----- Extracted entries
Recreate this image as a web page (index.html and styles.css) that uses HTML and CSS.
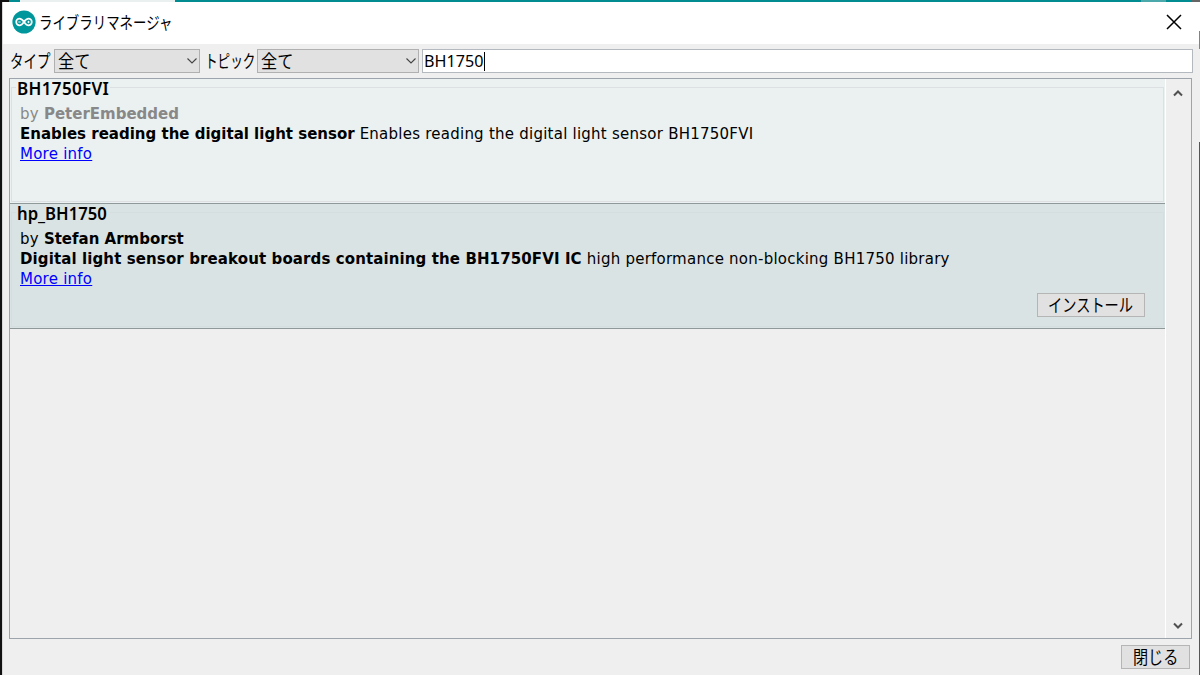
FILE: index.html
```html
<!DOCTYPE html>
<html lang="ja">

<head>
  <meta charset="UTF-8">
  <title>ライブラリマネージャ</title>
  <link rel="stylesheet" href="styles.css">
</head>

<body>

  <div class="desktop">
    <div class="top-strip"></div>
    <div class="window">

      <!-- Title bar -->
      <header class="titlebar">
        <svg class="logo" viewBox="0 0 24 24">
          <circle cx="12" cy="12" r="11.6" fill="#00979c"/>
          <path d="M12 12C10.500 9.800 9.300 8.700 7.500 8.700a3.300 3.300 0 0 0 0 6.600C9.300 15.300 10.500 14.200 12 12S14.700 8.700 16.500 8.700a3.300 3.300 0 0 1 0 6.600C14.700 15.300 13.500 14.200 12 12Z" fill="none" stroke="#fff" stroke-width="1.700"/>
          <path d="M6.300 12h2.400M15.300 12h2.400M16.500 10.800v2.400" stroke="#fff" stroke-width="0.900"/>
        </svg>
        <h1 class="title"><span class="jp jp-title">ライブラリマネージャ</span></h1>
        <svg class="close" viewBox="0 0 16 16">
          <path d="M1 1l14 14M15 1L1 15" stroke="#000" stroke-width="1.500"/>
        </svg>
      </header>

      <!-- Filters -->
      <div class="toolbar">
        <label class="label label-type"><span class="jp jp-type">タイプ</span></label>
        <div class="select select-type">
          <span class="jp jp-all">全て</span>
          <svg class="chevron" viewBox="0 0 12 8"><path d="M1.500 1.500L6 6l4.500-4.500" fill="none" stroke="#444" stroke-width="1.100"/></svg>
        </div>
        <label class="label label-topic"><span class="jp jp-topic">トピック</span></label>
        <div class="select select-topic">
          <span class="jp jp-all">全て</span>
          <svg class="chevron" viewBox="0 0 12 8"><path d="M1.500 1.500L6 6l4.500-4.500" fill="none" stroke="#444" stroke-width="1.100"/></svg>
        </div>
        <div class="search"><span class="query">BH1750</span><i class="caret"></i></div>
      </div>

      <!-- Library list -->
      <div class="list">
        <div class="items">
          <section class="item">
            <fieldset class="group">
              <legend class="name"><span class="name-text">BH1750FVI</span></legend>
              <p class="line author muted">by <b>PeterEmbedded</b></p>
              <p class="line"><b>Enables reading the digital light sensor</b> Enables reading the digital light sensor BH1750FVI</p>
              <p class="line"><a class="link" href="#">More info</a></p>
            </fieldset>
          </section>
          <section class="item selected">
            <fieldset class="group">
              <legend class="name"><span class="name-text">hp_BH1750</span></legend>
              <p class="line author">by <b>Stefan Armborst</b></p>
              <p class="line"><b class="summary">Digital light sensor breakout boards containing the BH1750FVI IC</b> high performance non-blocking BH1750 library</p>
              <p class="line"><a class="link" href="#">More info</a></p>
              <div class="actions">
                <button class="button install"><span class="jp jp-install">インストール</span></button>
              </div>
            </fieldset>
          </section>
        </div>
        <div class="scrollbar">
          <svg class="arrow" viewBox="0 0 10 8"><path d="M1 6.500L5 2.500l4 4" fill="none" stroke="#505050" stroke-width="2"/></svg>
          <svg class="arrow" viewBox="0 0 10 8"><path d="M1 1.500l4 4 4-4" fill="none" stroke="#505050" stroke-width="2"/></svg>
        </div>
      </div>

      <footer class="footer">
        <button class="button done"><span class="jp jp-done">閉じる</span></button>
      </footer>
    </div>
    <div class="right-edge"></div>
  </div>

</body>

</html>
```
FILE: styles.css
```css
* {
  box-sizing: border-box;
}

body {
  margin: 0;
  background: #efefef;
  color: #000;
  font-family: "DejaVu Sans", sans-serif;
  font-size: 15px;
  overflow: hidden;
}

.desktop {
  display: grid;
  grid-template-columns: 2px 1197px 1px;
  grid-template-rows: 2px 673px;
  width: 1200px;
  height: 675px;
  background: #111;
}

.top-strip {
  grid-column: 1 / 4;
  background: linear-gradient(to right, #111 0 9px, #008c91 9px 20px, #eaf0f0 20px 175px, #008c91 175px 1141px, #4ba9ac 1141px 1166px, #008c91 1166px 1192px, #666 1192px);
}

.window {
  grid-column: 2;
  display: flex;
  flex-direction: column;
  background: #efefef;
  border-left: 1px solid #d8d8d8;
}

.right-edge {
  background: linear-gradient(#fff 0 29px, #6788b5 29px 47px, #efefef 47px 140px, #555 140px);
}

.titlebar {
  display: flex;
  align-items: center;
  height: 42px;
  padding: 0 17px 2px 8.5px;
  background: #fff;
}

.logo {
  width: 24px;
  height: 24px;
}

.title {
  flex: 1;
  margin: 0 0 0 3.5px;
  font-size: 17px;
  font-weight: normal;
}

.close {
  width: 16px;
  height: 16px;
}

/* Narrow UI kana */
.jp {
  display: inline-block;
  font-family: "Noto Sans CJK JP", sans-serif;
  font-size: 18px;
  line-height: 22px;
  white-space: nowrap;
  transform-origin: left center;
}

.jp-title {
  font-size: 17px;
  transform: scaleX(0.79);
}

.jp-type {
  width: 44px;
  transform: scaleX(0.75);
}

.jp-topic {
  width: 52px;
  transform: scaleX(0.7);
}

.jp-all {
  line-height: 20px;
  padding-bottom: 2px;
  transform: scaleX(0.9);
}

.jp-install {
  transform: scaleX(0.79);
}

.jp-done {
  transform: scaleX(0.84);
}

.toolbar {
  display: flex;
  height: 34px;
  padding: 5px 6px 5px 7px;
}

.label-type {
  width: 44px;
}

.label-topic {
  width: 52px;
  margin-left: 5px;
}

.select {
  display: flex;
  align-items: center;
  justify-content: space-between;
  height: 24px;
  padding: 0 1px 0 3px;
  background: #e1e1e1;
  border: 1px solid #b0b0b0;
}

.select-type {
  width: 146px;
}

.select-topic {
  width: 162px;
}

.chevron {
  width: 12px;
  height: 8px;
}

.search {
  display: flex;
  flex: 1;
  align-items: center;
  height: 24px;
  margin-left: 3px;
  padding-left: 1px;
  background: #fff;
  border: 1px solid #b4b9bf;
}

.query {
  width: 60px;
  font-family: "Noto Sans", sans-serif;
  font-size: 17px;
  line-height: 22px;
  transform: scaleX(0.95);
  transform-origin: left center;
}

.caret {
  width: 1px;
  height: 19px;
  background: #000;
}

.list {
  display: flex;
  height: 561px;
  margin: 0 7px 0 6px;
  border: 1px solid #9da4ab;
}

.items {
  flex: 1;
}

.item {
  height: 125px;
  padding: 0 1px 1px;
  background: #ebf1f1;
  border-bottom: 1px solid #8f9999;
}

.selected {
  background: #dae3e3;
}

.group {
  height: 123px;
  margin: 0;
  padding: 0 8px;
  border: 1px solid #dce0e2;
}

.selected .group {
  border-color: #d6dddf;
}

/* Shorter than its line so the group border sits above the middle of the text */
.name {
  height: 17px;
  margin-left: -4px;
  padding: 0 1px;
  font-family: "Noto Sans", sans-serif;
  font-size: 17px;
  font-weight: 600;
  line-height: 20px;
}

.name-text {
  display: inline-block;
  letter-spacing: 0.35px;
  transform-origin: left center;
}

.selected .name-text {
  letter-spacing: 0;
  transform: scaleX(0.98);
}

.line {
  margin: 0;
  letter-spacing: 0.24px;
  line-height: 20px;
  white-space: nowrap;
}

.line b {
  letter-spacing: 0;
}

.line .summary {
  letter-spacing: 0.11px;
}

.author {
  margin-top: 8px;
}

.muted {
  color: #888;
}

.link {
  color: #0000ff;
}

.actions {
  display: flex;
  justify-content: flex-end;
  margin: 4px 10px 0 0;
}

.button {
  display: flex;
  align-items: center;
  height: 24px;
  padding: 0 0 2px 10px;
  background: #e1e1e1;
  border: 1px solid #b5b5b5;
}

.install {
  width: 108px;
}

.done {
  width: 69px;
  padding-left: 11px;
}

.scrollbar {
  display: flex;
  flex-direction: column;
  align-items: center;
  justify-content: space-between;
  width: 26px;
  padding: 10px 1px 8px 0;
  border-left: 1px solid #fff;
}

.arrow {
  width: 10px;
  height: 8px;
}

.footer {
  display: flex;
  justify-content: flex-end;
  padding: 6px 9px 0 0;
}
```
----------
----- Extracted entries
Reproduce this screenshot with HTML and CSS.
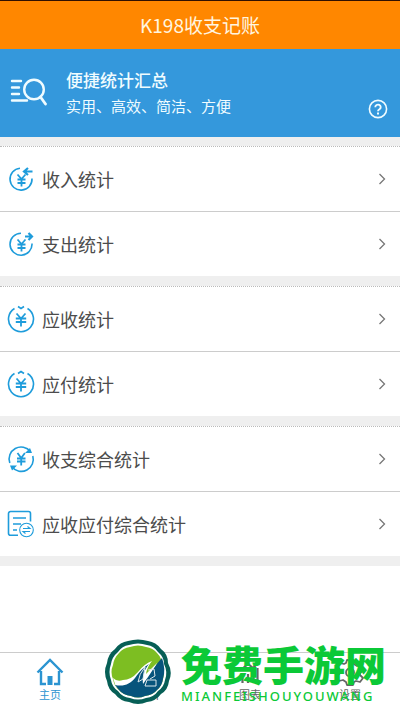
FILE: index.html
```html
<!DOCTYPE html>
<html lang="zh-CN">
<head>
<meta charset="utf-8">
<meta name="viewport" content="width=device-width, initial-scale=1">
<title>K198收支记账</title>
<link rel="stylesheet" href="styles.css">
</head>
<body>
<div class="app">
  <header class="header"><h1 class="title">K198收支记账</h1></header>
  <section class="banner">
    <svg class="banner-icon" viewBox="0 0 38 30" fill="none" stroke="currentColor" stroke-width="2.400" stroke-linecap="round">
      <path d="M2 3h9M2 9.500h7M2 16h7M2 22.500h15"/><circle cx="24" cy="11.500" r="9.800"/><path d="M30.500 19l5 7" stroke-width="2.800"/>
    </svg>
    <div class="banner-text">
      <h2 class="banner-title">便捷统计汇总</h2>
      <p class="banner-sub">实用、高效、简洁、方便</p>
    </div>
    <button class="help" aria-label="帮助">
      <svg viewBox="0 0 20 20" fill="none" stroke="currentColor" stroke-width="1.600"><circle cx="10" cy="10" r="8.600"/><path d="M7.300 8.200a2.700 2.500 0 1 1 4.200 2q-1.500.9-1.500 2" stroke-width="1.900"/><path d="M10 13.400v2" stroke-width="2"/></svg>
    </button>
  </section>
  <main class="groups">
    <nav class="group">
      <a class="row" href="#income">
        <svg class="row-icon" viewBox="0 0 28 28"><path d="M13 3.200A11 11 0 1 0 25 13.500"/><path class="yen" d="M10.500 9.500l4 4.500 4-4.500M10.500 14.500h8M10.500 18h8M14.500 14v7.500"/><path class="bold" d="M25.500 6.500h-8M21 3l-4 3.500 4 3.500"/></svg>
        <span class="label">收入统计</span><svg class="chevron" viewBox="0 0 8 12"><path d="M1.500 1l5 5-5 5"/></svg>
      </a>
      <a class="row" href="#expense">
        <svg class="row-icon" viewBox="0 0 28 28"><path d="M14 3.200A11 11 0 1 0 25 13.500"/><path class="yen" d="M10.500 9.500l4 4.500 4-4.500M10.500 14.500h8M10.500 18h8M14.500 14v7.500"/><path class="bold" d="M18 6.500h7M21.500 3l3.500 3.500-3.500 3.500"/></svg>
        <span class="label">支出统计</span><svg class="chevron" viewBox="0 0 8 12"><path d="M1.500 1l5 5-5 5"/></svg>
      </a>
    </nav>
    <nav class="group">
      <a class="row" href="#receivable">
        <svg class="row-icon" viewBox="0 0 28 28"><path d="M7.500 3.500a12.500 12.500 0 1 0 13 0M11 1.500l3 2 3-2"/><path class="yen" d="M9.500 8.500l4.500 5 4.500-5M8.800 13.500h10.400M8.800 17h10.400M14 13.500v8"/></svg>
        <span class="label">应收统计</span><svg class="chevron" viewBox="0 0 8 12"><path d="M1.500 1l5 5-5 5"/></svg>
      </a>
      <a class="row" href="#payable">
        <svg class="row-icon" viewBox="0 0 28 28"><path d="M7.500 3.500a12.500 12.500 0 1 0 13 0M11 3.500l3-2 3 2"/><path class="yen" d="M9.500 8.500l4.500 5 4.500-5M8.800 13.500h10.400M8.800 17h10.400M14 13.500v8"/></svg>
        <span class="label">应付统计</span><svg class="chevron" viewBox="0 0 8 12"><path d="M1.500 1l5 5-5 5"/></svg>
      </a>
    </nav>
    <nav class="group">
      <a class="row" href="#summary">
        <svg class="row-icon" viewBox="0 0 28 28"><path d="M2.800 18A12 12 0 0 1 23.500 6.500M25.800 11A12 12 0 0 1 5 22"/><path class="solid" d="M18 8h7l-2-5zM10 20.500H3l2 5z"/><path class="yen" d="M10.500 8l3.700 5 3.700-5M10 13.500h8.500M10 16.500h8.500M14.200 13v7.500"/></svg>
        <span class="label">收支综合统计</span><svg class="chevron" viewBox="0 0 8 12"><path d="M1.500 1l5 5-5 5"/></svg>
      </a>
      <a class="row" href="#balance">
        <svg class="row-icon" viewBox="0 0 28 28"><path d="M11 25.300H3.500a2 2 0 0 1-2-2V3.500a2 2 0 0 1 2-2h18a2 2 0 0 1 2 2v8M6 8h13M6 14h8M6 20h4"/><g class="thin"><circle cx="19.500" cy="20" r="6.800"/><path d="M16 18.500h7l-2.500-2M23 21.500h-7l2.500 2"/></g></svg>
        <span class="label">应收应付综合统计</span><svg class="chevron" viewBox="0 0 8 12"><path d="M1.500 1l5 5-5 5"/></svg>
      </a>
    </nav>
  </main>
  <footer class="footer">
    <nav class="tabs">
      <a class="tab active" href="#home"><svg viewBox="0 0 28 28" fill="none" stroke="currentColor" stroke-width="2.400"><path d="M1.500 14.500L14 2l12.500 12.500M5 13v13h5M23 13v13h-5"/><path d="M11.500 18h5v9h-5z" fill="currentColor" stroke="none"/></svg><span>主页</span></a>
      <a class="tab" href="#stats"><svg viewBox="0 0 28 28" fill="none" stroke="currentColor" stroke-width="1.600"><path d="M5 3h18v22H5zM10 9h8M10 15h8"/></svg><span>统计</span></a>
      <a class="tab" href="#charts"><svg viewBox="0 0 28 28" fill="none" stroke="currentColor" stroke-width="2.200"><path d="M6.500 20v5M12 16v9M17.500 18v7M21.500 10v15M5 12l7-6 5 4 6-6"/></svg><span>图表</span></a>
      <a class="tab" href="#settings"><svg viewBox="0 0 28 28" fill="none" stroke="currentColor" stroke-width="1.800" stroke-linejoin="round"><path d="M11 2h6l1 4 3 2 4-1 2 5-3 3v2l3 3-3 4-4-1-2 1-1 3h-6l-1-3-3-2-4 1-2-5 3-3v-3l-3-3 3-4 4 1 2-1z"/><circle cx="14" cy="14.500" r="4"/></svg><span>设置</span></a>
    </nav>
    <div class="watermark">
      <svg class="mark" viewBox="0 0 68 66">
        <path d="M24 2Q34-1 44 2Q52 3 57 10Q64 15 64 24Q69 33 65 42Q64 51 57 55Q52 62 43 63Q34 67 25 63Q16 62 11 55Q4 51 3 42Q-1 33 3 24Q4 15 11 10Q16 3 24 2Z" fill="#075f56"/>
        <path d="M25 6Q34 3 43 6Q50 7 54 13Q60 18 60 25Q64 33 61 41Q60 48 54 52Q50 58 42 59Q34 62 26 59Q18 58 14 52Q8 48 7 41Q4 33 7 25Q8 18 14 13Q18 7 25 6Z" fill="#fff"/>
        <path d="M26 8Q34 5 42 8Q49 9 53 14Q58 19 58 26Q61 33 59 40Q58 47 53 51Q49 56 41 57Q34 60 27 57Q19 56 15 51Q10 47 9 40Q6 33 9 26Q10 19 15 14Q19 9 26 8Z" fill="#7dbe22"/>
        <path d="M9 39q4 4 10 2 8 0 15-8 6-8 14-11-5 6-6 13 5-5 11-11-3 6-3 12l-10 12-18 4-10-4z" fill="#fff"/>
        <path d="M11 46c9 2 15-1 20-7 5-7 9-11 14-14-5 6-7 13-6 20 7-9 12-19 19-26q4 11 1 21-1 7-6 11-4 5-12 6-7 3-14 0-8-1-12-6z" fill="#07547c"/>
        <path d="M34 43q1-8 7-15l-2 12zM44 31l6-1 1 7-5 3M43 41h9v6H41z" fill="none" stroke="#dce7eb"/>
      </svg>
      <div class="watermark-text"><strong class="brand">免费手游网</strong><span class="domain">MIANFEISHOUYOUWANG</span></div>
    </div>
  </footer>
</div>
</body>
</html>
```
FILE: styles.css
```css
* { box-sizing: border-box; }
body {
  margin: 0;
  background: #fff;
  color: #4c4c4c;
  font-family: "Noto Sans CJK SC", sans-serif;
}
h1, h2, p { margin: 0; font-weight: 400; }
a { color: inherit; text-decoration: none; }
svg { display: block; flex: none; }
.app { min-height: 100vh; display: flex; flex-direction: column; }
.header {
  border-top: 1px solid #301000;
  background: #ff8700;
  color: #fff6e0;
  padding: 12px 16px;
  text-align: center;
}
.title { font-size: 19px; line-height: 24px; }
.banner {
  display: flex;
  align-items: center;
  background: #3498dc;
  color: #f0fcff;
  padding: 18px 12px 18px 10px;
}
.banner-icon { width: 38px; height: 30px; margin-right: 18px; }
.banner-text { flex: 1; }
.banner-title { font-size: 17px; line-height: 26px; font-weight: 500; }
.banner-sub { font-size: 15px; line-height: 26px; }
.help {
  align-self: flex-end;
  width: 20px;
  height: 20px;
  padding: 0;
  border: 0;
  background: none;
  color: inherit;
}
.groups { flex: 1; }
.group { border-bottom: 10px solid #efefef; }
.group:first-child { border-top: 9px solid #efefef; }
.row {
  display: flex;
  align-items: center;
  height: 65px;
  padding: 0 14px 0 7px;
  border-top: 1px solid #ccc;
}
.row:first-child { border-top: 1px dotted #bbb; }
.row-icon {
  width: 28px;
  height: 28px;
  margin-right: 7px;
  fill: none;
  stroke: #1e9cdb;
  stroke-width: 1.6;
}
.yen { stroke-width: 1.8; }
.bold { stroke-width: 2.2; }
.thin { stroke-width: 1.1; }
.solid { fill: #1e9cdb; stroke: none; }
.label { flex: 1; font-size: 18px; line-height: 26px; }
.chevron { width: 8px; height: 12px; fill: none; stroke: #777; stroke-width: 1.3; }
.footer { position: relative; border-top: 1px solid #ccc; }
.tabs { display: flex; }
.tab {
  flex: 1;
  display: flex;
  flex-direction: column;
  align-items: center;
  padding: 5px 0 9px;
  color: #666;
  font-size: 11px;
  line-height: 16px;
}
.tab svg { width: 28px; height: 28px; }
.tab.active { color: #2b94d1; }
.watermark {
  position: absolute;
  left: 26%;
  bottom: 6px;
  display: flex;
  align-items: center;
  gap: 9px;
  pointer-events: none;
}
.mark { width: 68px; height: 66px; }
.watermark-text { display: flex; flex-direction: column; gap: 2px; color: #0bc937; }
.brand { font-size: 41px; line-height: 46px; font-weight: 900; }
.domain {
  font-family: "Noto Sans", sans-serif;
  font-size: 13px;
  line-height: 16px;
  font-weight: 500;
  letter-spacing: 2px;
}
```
----------
Work to do: What is the number of lines in the data that hold the string "this"? Answer with the number only.

Expected output: 2